There he was. So adorable, so soft, so cuddly. Smelling of vanilla and chocolate. And, the little brown bear was ½ price as it sat on the Valentine discount shelf in the Hospital gift store.
What’s that? Did he just say, “Buy me.” I never bought a stuffed animal before but I was compelled to do so now.
Traveling up the hospital elevator I tried stuffing him into my big purse but his feet stuck out.
When I reached the 4th floor I got off the elevator, turned to my right, walked down the hall and came to room 409.
There she was, my dear 34-year-old patient. She was fighting for every breath even while on high flow oxygen. She couldn’t keep her head up as she was lying in her bed at a 90-degree angle to help her breathe better.
I visited Jennifer every month for the last two years. Now she was leaving me.
I pulled the bear out of my bag and positioned it between her head and neck. The bear nestled. “Chocolate” she sighed. She loved chocolate but had not eaten any for months because of her sensitive digestion. In fact, she was no longer eating at all.

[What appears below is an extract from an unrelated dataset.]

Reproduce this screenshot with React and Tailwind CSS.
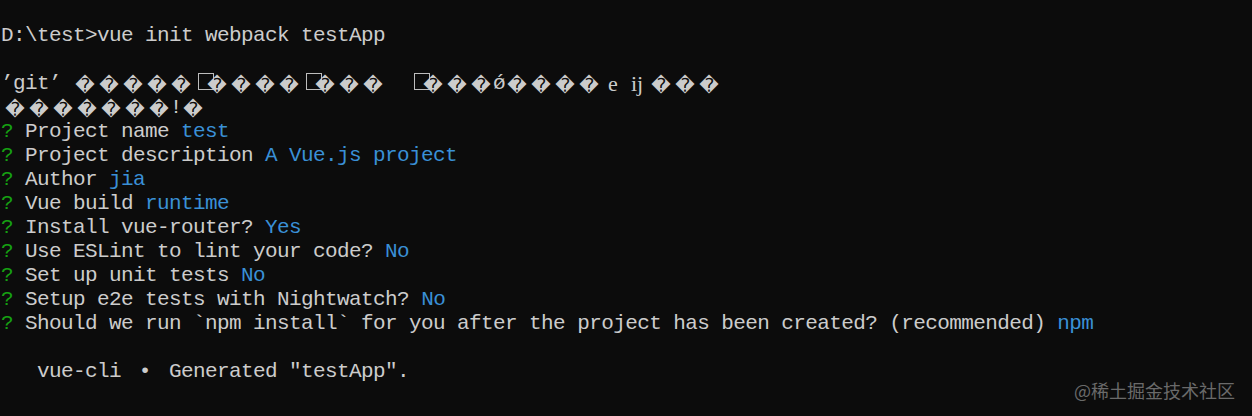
import React from 'react'

const FFFD = '\uFFFD'

// one replacement-char diamond, occupies a double-width cell like in the console
function Bad({ n = 1 }) {
  return Array.from({ length: n }).map((_, i) => (
    <span
      key={i}
      className="inline-flex w-[24px] h-[24px] shrink-0 items-center justify-center pt-[3px] font-['DejaVu_Sans',sans-serif] text-[19px] leading-none tracking-normal text-[#cccccc]"
    >
      {FFFD}
    </span>
  ))
}

// the empty "tofu" box glyph
function Tofu() {
  return (
    <span className="inline-flex w-[12px] h-[24px] shrink-0 pl-[5px] pt-[1px] overflow-visible">
      <span className="block w-[16px] h-[17px] shrink-0 border-[1.5px] border-[#bdbdbd]" />
    </span>
  )
}

function Cell({ w, children, className = '' }) {
  return (
    <span className={`inline-flex h-[24px] shrink-0 justify-center overflow-visible ${w} ${className}`}>{children}</span>
  )
}

function Line({ children }) {
  return <div className="flex h-[24px] leading-[24px] whitespace-pre">{children}</div>
}

function Q({ q, a }) {
  return (
    <Line>
      <span className="text-[#16a012]">?</span>
      <span> {q} </span>
      <span className="text-[#3a90d6]">{a}</span>
    </Line>
  )
}

const answers = [
  ['Project name', 'test'],
  ['Project description', 'A Vue.js project'],
  ['Author', 'jia'],
  ['Vue build', 'runtime'],
  ['Install vue-router?', 'Yes'],
  ['Use ESLint to lint your code?', 'No'],
  ['Set up unit tests', 'No'],
  ['Setup e2e tests with Nightwatch?', 'No'],
  ['Should we run `npm install` for you after the project has been created? (recommended)', 'npm'],
]

export default function App() {
  return (
    <div className="relative w-[1252px] h-[416px] overflow-hidden bg-[#0c0c0c] pt-[24px] pl-[1px] text-[#cccccc] font-['Liberation_Mono',monospace] text-[21px] tracking-[-0.6px]">
      <Line>{'D:\\test>vue init webpack testApp'}</Line>
      <Line>{' '}</Line>

      <Line>
        <span className="w-[72px] shrink-0">{'’git’ '}</span>
        <Bad n={5} />
        <Tofu />
        <Bad n={4} />
        <Tofu />
        <Bad n={3} />
        <span className="w-[24px] shrink-0" />
        <Tofu />
        <Bad n={3} />
        <Cell w="w-[12px]">ǿ</Cell>
        <Bad n={4} />
        <Cell w="w-[24px]" className="font-['Liberation_Serif',serif] text-[22px] tracking-normal">e</Cell>
        <Cell w="w-[24px]" className="font-['Liberation_Serif',serif] text-[22px] tracking-normal">ij</Cell>
        <Bad n={3} />
      </Line>

      <Line>
        <span className="w-[2px] shrink-0" />
        <Bad n={7} />
        <Cell w="w-[10px]" className="tracking-normal">!</Cell>
        <Bad n={1} />
      </Line>

      {answers.map(([q, a]) => (
        <Q key={q} q={q} a={a} />
      ))}

      <Line>{' '}</Line>
      <Line>
        <span>{'   vue-cli '}</span>
        <Cell w="w-[24px]" className="tracking-normal">•</Cell>
        <span>{' Generated "testApp".'}</span>
      </Line>

      <div className="absolute right-[17px] top-[378px] leading-[24px] text-[18px] tracking-normal text-[#6a6a6a] font-['Noto_Sans_CJK_SC','Noto_Sans',sans-serif]">
        @稀土掘金技术社区
      </div>
    </div>
  )
}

I sat holding Jennifer’s hand as she lay with her eyes closed while the bear supported her head. It was a strange triad, me supporting Jennifer by holding her hand, the bear supporting Jennifer’s head and the bear providing relief to us both.

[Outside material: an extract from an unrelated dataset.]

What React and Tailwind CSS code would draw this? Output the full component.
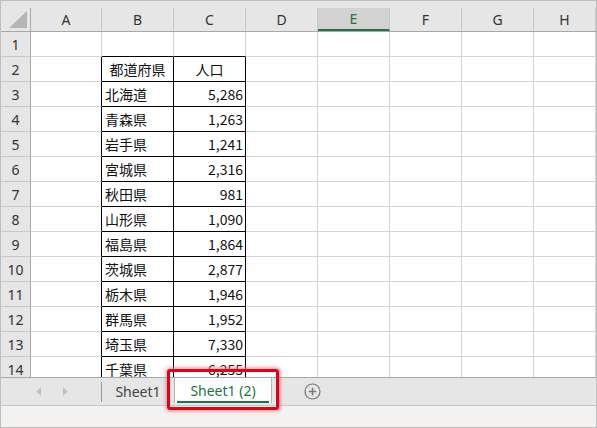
import React from "react";

const cols = ["A", "B", "C", "D", "E", "F", "G", "H"];
const colW = ["w-[71px]", "w-[72px]", "w-[72px]", "w-[72px]", "w-[72px]", "w-[72px]", "w-[72px]", "flex-1"];

const data = [
  ["北海道", "5,286"],
  ["青森県", "1,263"],
  ["岩手県", "1,241"],
  ["宮城県", "2,316"],
  ["秋田県", "981"],
  ["山形県", "1,090"],
  ["福島県", "1,864"],
  ["茨城県", "2,877"],
  ["栃木県", "1,946"],
  ["群馬県", "1,952"],
  ["埼玉県", "7,330"],
  ["千葉県", "6,255"],
];

const cellFont = { fontFamily: '"Noto Sans CJK JP", sans-serif' };

function Cell({ row, col }) {
  // 表の範囲は B2:C14
  const inTable = (col === 1 || col === 2) && row >= 2;
  const rightBlack = (col === 0 || col === 1 || col === 2) && row >= 2;
  const bottomBlack = (col === 1 || col === 2) && row >= 1;
  let text = null;
  let align = "justify-start pl-[3px]";
  if (inTable) {
    if (row === 2) {
      text = col === 1 ? "都道府県" : "人口";
      align = "justify-center";
    } else {
      const d = data[row - 3];
      text = col === 1 ? d[0] : d[1];
      align = col === 1 ? "justify-start pl-[3px]" : "justify-end pr-[2px]";
    }
  }
  return (
    <div
      className={`${colW[col]} h-full flex items-center shrink-0 border-r border-b text-[14px] text-[#111] ${align} ${
        rightBlack ? "border-r-black" : "border-r-[#d4d4d4]"
      } ${bottomBlack ? "border-b-black" : "border-b-[#d4d4d4]"}`}
      style={cellFont}
    >
      {text}
    </div>
  );
}

export default function App() {
  const rows = Array.from({ length: 14 }, (_, i) => i + 1);
  return (
    <div
      className="w-[597px] h-[428px] overflow-hidden bg-white border border-[#bfbfbf] flex flex-col relative"
      style={{ fontFamily: '"Noto Sans", sans-serif' }}
    >
      <div className="h-[7px] bg-[#e6e6e6] shrink-0" />

      {/* 列見出し */}
      <div className="h-[24px] flex shrink-0 bg-[#e6e6e6] border-b border-[#a8a8a8]">
        <div className="w-[30px] h-full border-r border-[#a8a8a8] relative shrink-0">
          <svg className="absolute right-[3px] bottom-[3px]" width="18" height="17" viewBox="0 0 18 17">
            <polygon points="18,0 18,17 0,17" fill="#b5b5b5" />
          </svg>
        </div>
        {cols.map((c, i) => (
          <div
            key={c}
            className={`${colW[i]} h-full flex items-center justify-center shrink-0 text-[14px] border-r border-[#c8c8c8] ${
              c === "E" ? "bg-[#d2d2d2] text-[#217346] border-b-2 border-b-[#217346]" : "text-[#333]"
            }`}
          >
            {c}
          </div>
        ))}
      </div>

      {/* セル */}
      <div className="h-[345px] overflow-hidden shrink-0">
        {rows.map((r) => (
          <div key={r} className="h-[25px] flex">
            <div className="w-[30px] h-full shrink-0 bg-[#e6e6e6] border-r border-r-[#a8a8a8] border-b border-b-[#c8c8c8] flex items-center justify-center text-[14px] text-[#333]">
              {r}
            </div>
            {cols.map((c, i) => (
              <Cell key={c} row={r} col={i} />
            ))}
          </div>
        ))}
      </div>

      {/* シートタブ */}
      <div className="h-[28px] shrink-0 bg-[#e6e6e6] border-t border-[#a8a8a8] flex items-center text-[14px]">
        <div className="w-[100px] flex items-center justify-center gap-[22px] pl-[2px] shrink-0">
          <svg width="5" height="9" viewBox="0 0 5 9">
            <polygon points="5,0 5,9 0,4.5" fill="#c4c4c4" />
          </svg>
          <svg width="5" height="9" viewBox="0 0 5 9">
            <polygon points="0,0 0,9 5,4.5" fill="#c4c4c4" />
          </svg>
        </div>
        <div className="w-px h-[20px] bg-[#9a9a9a] shrink-0" />
        <div className="w-[72px] text-center text-[#444] shrink-0">Sheet1</div>
        <div className="w-[98px] h-[25px] -mt-[3px] bg-white border-x border-[#b5b5b5] flex flex-col items-center justify-center shrink-0 relative">
          <span className="text-[#217346] mt-[1px]">Sheet1 (2)</span>
          <div className="absolute bottom-0 left-[2px] right-[2px] h-[2px] bg-[#217346]" />
        </div>
        <div className="ml-[32px] shrink-0">
          <svg width="17" height="17" viewBox="0 0 17 17">
            <circle cx="8.5" cy="8.5" r="7.5" fill="none" stroke="#7a7a7a" strokeWidth="1.2" />
            <path d="M8.5 4.8v7.4M4.8 8.5h7.4" stroke="#7a7a7a" strokeWidth="1.6" />
          </svg>
        </div>
      </div>

      {/* ステータスバー */}
      <div className="flex-1 bg-[#f3f2f1] border-t border-[#c6c6c6]" />

      {/* 赤枠の注釈 */}
      <div className="absolute left-[166px] top-[368px] w-[112px] h-[41px] border-[3px] border-[#e60012] rounded-[3px] shadow-[0_0_3px_2px_rgba(255,120,130,0.6)] pointer-events-none" />
    </div>
  );
}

Jennifer passed away later that night with her bear under her chin.
It was Jennifer’s bear, my first, her last.
I’ve learned through my many years of being with the dying to not judge or second-guess my intuition – that gentle voice that tells me to do things that otherwise I would not do. Like making that call on a Saturday or Sunday, or calling a family member that has not spoken to the dying patient in years, or, buying a stuffed bear that smelled of chocolate.
We never know if our action or gift will make all the difference to those we care for. In my experience, it probably will.